Wednesday, 25 January 2017

Journal: don't answer it!

Of That was the command given for tomorrow - no matter who it is, I'm not to answer the telephone!

How that will go I have no idea - but let's let tomorrow take care of itself, eh?

Today has been a day of order, started later than usual as I stayed in bed later than usual and had a gentle start sorting out paperwork and receipts to get the last of the tax sorted. There have been plenty of pastoral things to cope with and I had a couple of visits (to me) and a couple of trips out too. BUT I managed to get a couple films in and finished another book too.

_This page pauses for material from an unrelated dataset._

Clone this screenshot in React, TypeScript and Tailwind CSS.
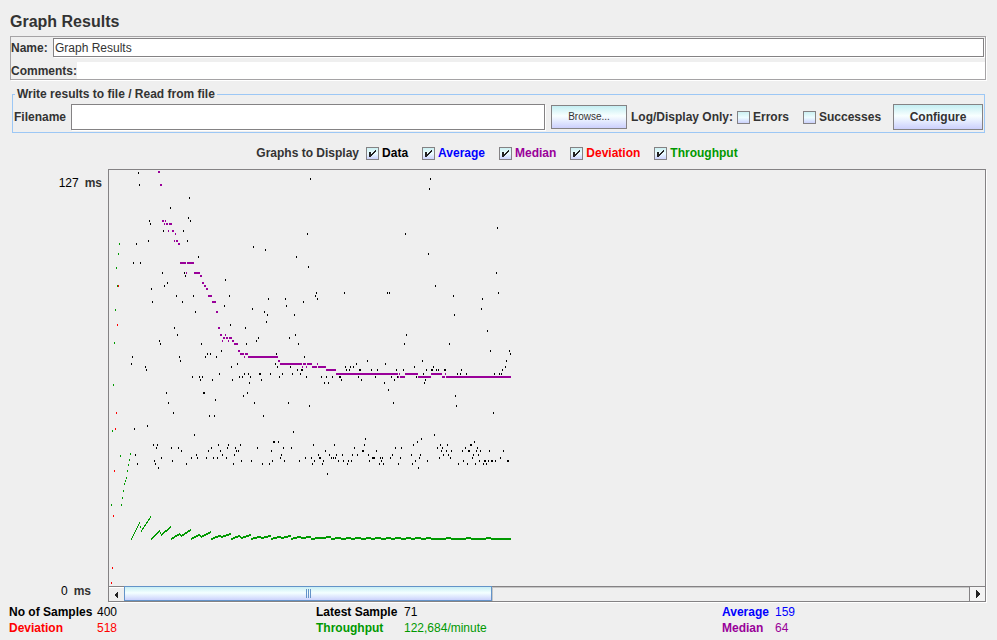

Readings and listening to lectures, sermons, talks, and almost anything is one of my great loves - along with music and writing and playing and singing and ... Let's try that again: Amongst my many loves you'll find reading and listening to the spoken word! Having found a free source of ebooks I have embarked upon a journey which sees me reading around a book every couple of days. I do this in the 'down time' when others around me are sleeping.

The latest has been the reminiscences of an American Baptist pastor and because they are reminiscences, of course, each tale ends with the focus of the story dying - and that gets a little ????

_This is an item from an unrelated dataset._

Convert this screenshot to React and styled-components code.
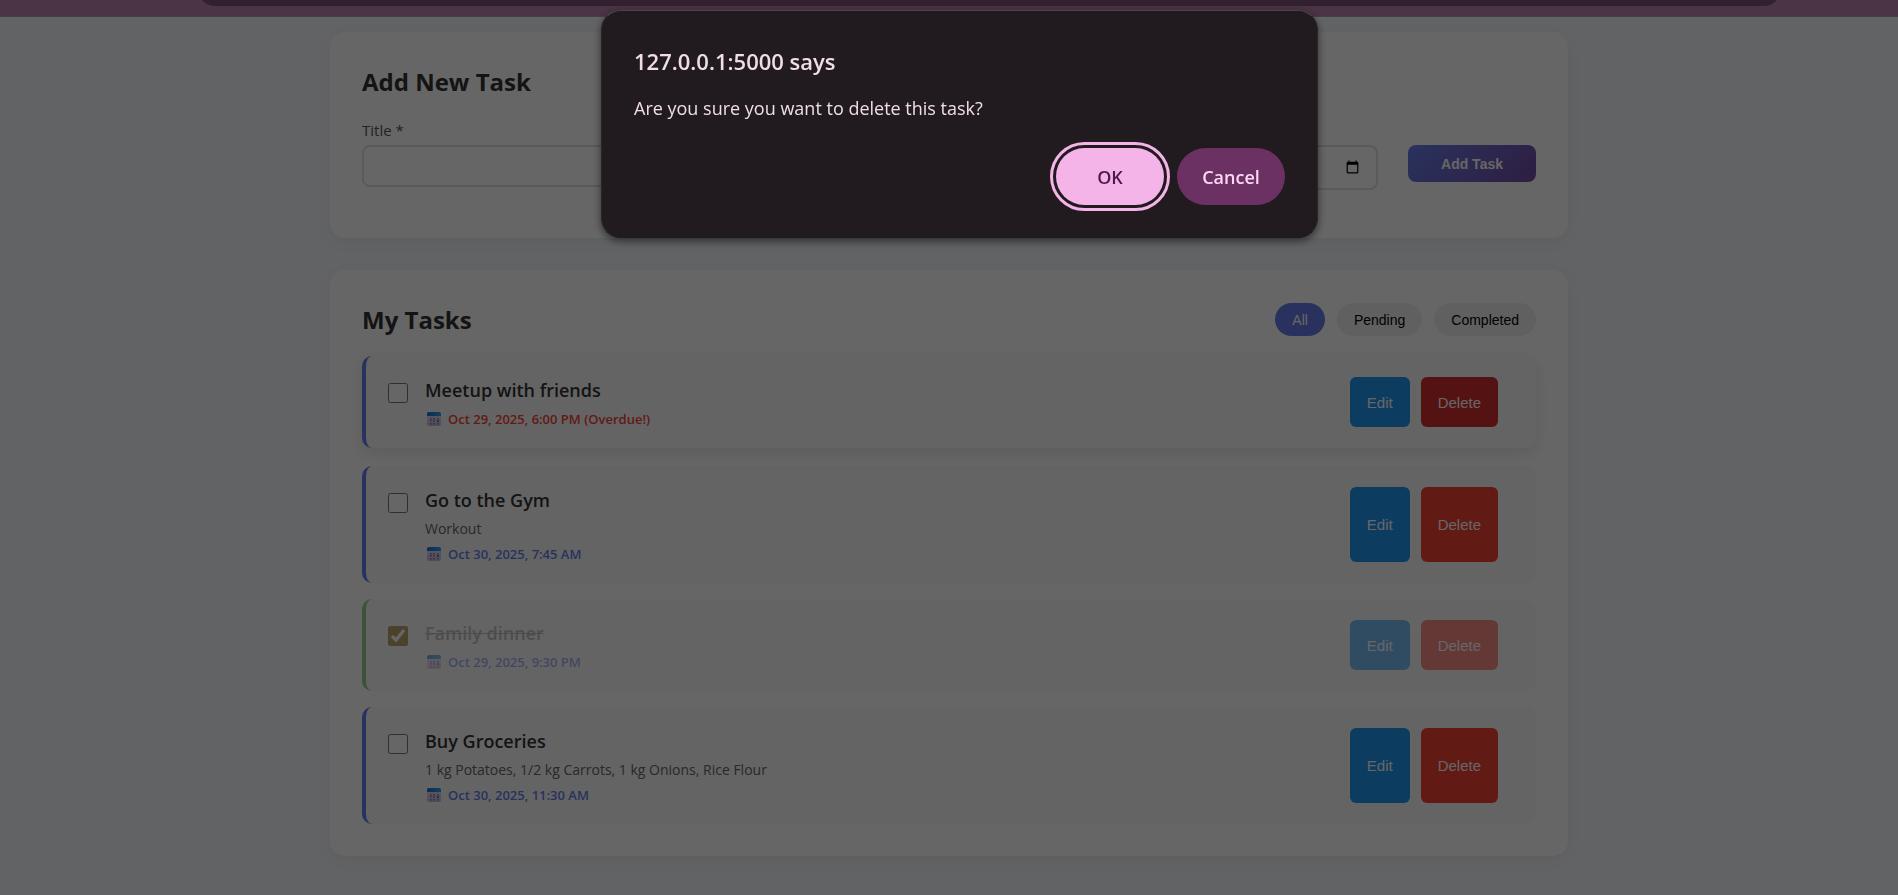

I recall a detention because of my, as usual, cheeky response regarding the monarchs. All I said was, "They were born, they lived, they died; end of story - nothing to see here, let's move on!" But to the history teacher this was akin to treason and so a week of staying behind writing the names of the kings and queens of England was gifted to me.

Today, when I needed the the passages of scripture were close at hand, unlike the monarch's names, and this reminded me, as I reflected, upon the power of words to confer love, life and something more - eternal life. For the written and the living word are more than the name implies - they each have the ability to reach in past the obvious and 'out of nothing' (ex nihilo) make something special happen.

Francis of Assisi never said, "Go and evangelise, use words if you have to," or any other variant of that - it would have been nice if he had but actually mime isn't that strong a medium! I'm sure that those who use the phrase are pointing to acts and works of kindness, but even the image of the cross, without the words, "All this, for you!" and without the understanding of the what and why and who at least make only for an image of torture and death.

It is only by using words that we can qualify or explain - it is only by being with people (why else does God do the 'incarnate' thing?) that other things also take on flesh - and under all this we have prayer (words, whether spine or thought, still worlds).

Words give form and shape and substance - the living word does this no less than the spoken.

But unless we make Him known, how will they hear?